Intel, for its part, remains committed to among other things – both its line of low power Atom cores and its line of high-performance cores. In the past used its Atom line to, quite successfully, counter Arm’s advances in the microserver and embedded markets. With the Atom C2000 and C3000 lines, Intel was able to launch competitive offerings and use its manufacturing and financial advantage to take the market from upstart Arm players at the lower-end. Now, Arm is moving into the higher performance space.

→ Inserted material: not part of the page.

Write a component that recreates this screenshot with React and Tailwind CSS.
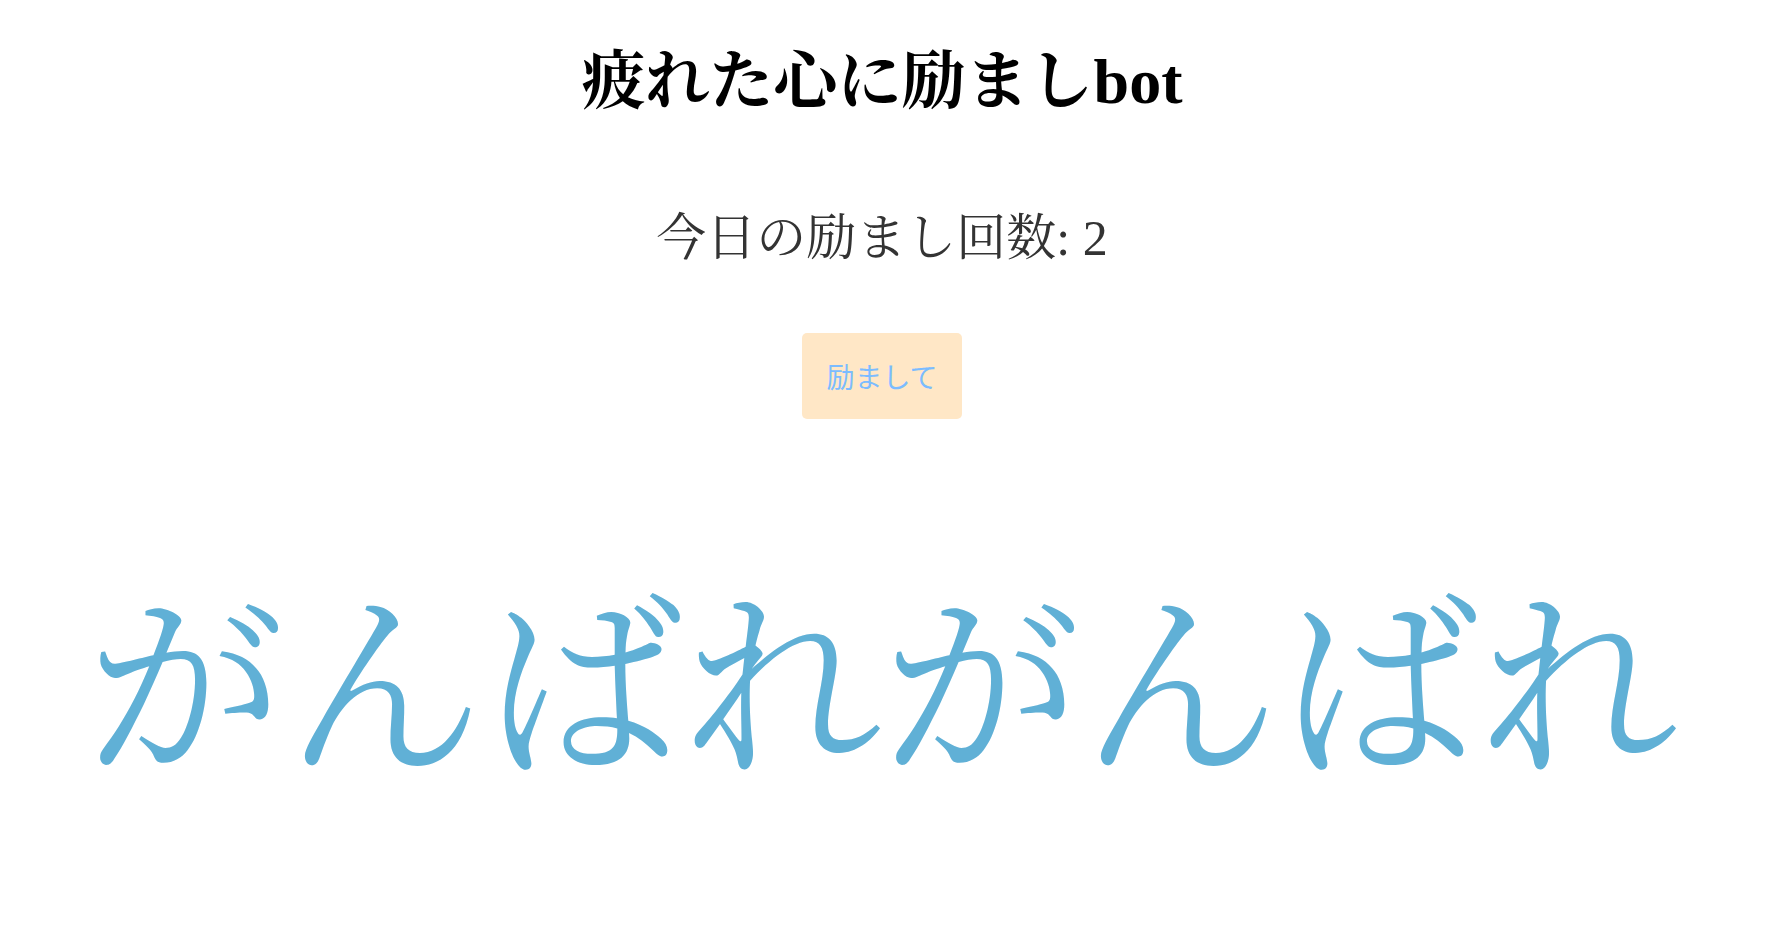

With this generation, the Arm players, as well as AMD are preying on weaker innovation cycles on the data center market from Intel-based largely on 10nm, and now 7nm Intel process delays. The competitors are not just smaller semiconductor companies and startups. Instead, Arm is building a portfolio of silicon providers who do not have x86 cores such as Marvell, NXP, and NVIDIA. There is a startup ecosystem with Ampere, Nuvia, several others. Now, unlike in 2013, it is not just third party providers that are trying to compete with Intel. Even Intel’s well-funded customers such as Amazon and Google are turning to foundries to introduce their own Arm server chips.
The opportunity for Arm in the data center has become real. The software side has matured. Building competitive hardware is getting easier. There are now significant customers for Arm servers. Arm is already eating function-by-function into the server through the accelerator supply chains. We are now asking when does the change start manifesting in a reasonable market shift.